Destiny never believed in happily ever after, but that doesn’t stop her confidence from fraying when the first guy she ever trusted casually shatters her heart. Spiraling hard, she tells a tiny, desperate lie to buy herself a moment of hope. But as the lie grows and the pressures tangle, she gets lost in her own deception, and the line between truth and fantasy starts to blur.

With time untethered and her perception in knots, Destiny must find a way to reclaim her story and weave a new ending—before its beginnings unravel.

“Be careful of the story you tell yourself. It might become the one you believe.”

 

 

 

 

~Author Chat~

 

YABC:  What inspired you to write this book?

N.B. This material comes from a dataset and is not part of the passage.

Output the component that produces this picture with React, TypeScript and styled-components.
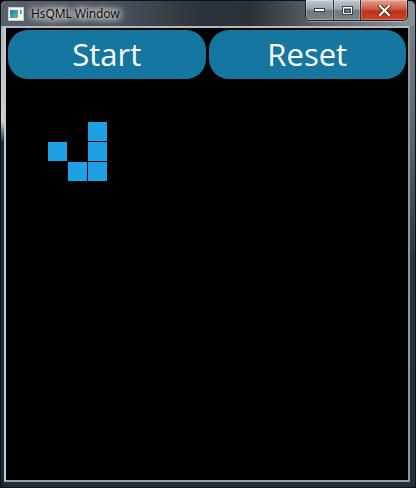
import React from "react";
import styled, { createGlobalStyle } from "styled-components";

const Global = createGlobalStyle`
  html, body { margin: 0; padding: 0; background: #000; }
  body { width: 416px; height: 488px; overflow: hidden; font-family: "Open Sans", "Noto Sans", sans-serif; }
`;

const Window = styled.div`
  position: relative;
  width: 416px;
  height: 488px;
  box-sizing: border-box;
  display: flex;
  flex-direction: column;
  background:
    linear-gradient(to bottom, #aab2ba 0px, #cfd4d8 120px, #1f2730 141px, #1f2730 100%) left top / 4px 100% no-repeat,
    linear-gradient(to bottom, #7c838b 0px, #5a626b 140px, #2a323b 260px, #242c35 100%) right top / 6px 100% no-repeat,
    #242c35;
  border: 1px solid #0e1318;
  border-radius: 6px 6px 0 0;
`;

const TitleBar = styled.div`
  height: 25px;
  display: flex;
  align-items: center;
  padding-left: 7px;
  gap: 7px;
  background: linear-gradient(to right, #59606a 0px, #4a515a 120px, #2c3239 200px, #2b3138 250px, #5f666e 320px, #8a9197 416px);
  border-radius: 6px 6px 0 0;
`;

const AppIcon = styled.svg`
  width: 16px;
  height: 14px;
  flex: none;
`;

const Title = styled.span`
  font-family: "Noto Sans", "Open Sans", sans-serif;
  font-size: 12px;
  color: #101010;
  text-shadow: 0 0 6px #fff, 0 0 8px #fff, 0 0 10px #e8eaec;
  letter-spacing: -0.1px;
`;

const CaptionGroup = styled.div`
  position: absolute;
  top: -1px;
  right: 7px;
  display: flex;
  height: 20px;
  border: 1px solid #1b2027;
  border-top: none;
  border-radius: 0 0 5px 5px;
  overflow: hidden;
  box-shadow: 0 1px 0 rgba(255,255,255,0.35);
`;

const CaptionButton = styled.div<{ $w: number; $close?: boolean; $first?: boolean }>`
  width: ${(p) => p.$w}px;
  height: 100%;
  display: flex;
  align-items: center;
  justify-content: center;
  box-sizing: border-box;
  border-left: ${(p) => (p.$first ? "none" : "1px solid #2b3138")};
  background: ${(p) =>
    p.$close
      ? "linear-gradient(to bottom, #e3a497 0%, #cf5a43 45%, #b8321c 55%, #c9462c 100%)"
      : "linear-gradient(to bottom, #c4cbd2 0%, #9aa2aa 45%, #6d757d 55%, #7c848c 100%)"};
  box-shadow: inset 0 0 0 1px rgba(255,255,255,0.25);
`;

const ClientFrame = styled.div`
  flex: 1;
  margin: 0 5px 5px 3px;
  border: 2px solid #a9b0b6;
  border-color: #b4bac0 #8e969e #98a0a7 #c3c8cd;
  background: #000;
  display: flex;
  flex-direction: column;
`;

const ButtonRow = styled.div`
  display: flex;
  gap: 3px;
  padding: 2px 2px 0 2px;
`;

const BigButton = styled.button`
  flex: 1;
  height: 49px;
  border: none;
  border-radius: 20px;
  background: #15769f;
  color: #fff;
  font-family: "Open Sans", "Noto Sans", sans-serif;
  font-size: 31px;
  line-height: 49px;
  padding: 0;
  cursor: pointer;
`;

const Board = styled.div`
  flex: 1;
  position: relative;
`;

const Block = styled.div`
  position: absolute;
  width: 19px;
  height: 19px;
  background: #1ea1e2;
`;

const blocks = [
  { x: 82, y: 43 },
  { x: 82, y: 63 },
  { x: 82, y: 83 },
  { x: 62, y: 83 },
  { x: 42, y: 63 },
];

export default function App() {
  return (
    <>
      <Global />
      <Window>
        <TitleBar>
          <AppIcon viewBox="0 0 16 14">
            <rect x="0.5" y="0.5" width="15" height="13" fill="#f4f6f8" stroke="#c8ccd0" />
            <rect x="2" y="3" width="8" height="8" fill="url(#g)" />
            <rect x="12" y="3" width="1.5" height="4" fill="#3a7fc0" />
            <defs>
              <linearGradient id="g" x1="0" y1="0" x2="1" y2="1">
                <stop offset="0" stopColor="#2f6fb8" />
                <stop offset="0.5" stopColor="#3aa0a0" />
                <stop offset="1" stopColor="#7ac04a" />
              </linearGradient>
            </defs>
          </AppIcon>
          <Title>HsQML Window</Title>
        </TitleBar>
        <CaptionGroup>
          <CaptionButton $w={27} $first>
            <svg width="11" height="4" viewBox="0 0 11 4">
              <rect x="0.5" y="0.5" width="10" height="3" fill="#fff" stroke="#3a4048" />
            </svg>
          </CaptionButton>
          <CaptionButton $w={27}>
            <svg width="11" height="9" viewBox="0 0 11 9">
              <rect x="0.5" y="0.5" width="10" height="8" fill="none" stroke="#3a4048" />
              <rect x="1.5" y="1.5" width="8" height="6" fill="none" stroke="#fff" />
              <rect x="2.5" y="3.5" width="6" height="3" fill="none" stroke="#3a4048" />
            </svg>
          </CaptionButton>
          <CaptionButton $w={47} $close>
            <svg width="13" height="11" viewBox="0 0 13 11">
              <path d="M2 1 L11 10 M11 1 L2 10" stroke="#5a1a10" strokeWidth="4" strokeLinecap="square" />
              <path d="M2 1 L11 10 M11 1 L2 10" stroke="#fff" strokeWidth="2.2" strokeLinecap="square" />
            </svg>
          </CaptionButton>
        </CaptionGroup>
        <ClientFrame>
          <ButtonRow>
            <BigButton>Start</BigButton>
            <BigButton>Reset</BigButton>
          </ButtonRow>
          <Board>
            {blocks.map((b, i) => (
              <Block key={i} style={{ left: b.x, top: b.y }} />
            ))}
          </Board>
        </ClientFrame>
      </Window>
    </>
  );
}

So many things! Girl Reflected in Knife is an exploration of love, heartbreak, addiction, mental health issues, friendship, and survival. It’s a modern fractured fairy tale about the stories we tell ourselves in order to survive—and what happens when those stories and our lived realities no longer align. I’ve touched on some of these topics in my previous books, but I was excited to really go deep on them here. The further into the novel I fell, the more inspired I got about the challenge of weaving together its multiple threads in interesting and unexpected ways.

YABC: What scene in the book are you most proud of, and why?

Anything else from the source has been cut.